### Data items
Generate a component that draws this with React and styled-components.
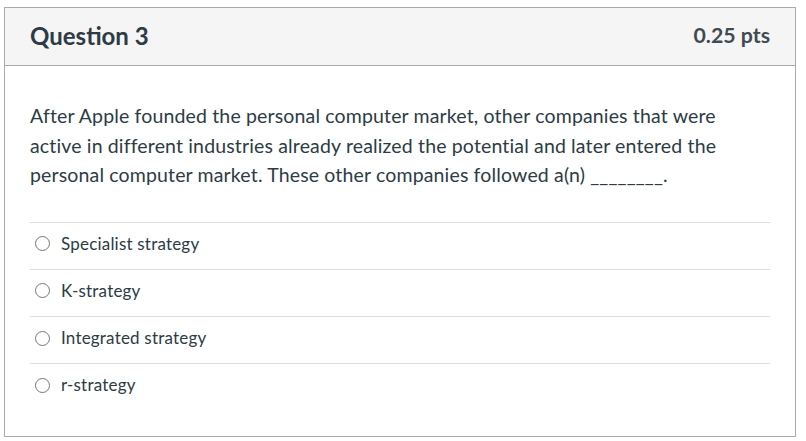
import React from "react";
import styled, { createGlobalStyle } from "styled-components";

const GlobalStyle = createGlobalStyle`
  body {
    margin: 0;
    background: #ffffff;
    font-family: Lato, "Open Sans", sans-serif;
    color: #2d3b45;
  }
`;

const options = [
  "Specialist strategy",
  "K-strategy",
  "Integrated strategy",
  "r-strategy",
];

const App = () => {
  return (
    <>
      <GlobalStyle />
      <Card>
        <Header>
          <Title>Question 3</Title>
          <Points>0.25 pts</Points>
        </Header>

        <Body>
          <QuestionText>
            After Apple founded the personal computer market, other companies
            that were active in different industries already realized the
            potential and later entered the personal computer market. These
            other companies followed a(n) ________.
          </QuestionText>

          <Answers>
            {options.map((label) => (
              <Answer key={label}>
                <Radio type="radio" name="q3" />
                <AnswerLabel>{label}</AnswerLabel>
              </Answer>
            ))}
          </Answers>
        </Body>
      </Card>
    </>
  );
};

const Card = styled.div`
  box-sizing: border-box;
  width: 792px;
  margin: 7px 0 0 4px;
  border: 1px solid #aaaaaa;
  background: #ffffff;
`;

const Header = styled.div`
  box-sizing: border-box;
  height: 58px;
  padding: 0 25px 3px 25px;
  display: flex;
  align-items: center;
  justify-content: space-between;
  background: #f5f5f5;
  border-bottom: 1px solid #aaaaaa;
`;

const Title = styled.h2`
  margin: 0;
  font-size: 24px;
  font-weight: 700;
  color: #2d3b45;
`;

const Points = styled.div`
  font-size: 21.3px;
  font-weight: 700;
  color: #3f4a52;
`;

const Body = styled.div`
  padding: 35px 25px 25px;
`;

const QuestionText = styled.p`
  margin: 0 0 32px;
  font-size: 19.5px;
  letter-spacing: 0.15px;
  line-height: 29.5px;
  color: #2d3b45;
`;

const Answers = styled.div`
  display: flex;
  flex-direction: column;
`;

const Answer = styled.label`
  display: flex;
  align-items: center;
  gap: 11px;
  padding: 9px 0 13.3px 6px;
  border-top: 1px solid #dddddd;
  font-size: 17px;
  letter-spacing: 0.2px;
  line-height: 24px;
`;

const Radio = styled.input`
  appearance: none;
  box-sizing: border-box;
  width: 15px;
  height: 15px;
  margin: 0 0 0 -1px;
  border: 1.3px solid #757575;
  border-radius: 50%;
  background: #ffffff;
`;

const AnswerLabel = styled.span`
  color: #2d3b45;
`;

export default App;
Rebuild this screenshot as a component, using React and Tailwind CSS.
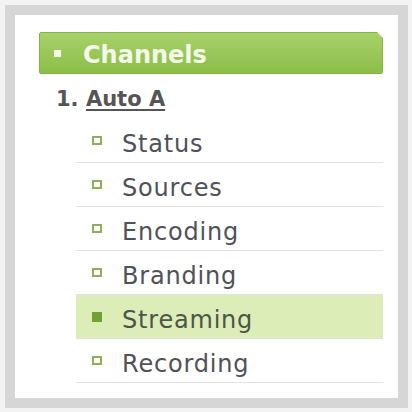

### Instruction
Output the lines above in full and exactly as given, omitting any pictures.

### Reply to the exercise
Generate a component that draws this with React and styled-components.
import React from "react";
import styled, { createGlobalStyle } from "styled-components";

const GlobalStyle = createGlobalStyle`
  body {
    margin: 0;
    background: #ffffff;
    font-family: Lato, "Open Sans", sans-serif;
    color: #2d3b45;
  }
`;

const options = [
  "Specialist strategy",
  "K-strategy",
  "Integrated strategy",
  "r-strategy",
];

const App = () => {
  return (
    <>
      <GlobalStyle />
      <Card>
        <Header>
          <Title>Question 3</Title>
          <Points>0.25 pts</Points>
        </Header>

        <Body>
          <QuestionText>
            After Apple founded the personal computer market, other companies
            that were active in different industries already realized the
            potential and later entered the personal computer market. These
            other companies followed a(n) ________.
          </QuestionText>

          <Answers>
            {options.map((label) => (
              <Answer key={label}>
                <Radio type="radio" name="q3" />
                <AnswerLabel>{label}</AnswerLabel>
              </Answer>
            ))}
          </Answers>
        </Body>
      </Card>
    </>
  );
};

const Card = styled.div`
  box-sizing: border-box;
  width: 792px;
  margin: 7px 0 0 4px;
  border: 1px solid #aaaaaa;
  background: #ffffff;
`;

const Header = styled.div`
  box-sizing: border-box;
  height: 58px;
  padding: 0 25px 3px 25px;
  display: flex;
  align-items: center;
  justify-content: space-between;
  background: #f5f5f5;
  border-bottom: 1px solid #aaaaaa;
`;

const Title = styled.h2`
  margin: 0;
  font-size: 24px;
  font-weight: 700;
  color: #2d3b45;
`;

const Points = styled.div`
  font-size: 21.3px;
  font-weight: 700;
  color: #3f4a52;
`;

const Body = styled.div`
  padding: 35px 25px 25px;
`;

const QuestionText = styled.p`
  margin: 0 0 32px;
  font-size: 19.5px;
  letter-spacing: 0.15px;
  line-height: 29.5px;
  color: #2d3b45;
`;

const Answers = styled.div`
  display: flex;
  flex-direction: column;
`;

const Answer = styled.label`
  display: flex;
  align-items: center;
  gap: 11px;
  padding: 9px 0 13.3px 6px;
  border-top: 1px solid #dddddd;
  font-size: 17px;
  letter-spacing: 0.2px;
  line-height: 24px;
`;

const Radio = styled.input`
  appearance: none;
  box-sizing: border-box;
  width: 15px;
  height: 15px;
  margin: 0 0 0 -1px;
  border: 1.3px solid #757575;
  border-radius: 50%;
  background: #ffffff;
`;

const AnswerLabel = styled.span`
  color: #2d3b45;
`;

export default App;
Rebuild this screenshot as a component, using React and Tailwind CSS.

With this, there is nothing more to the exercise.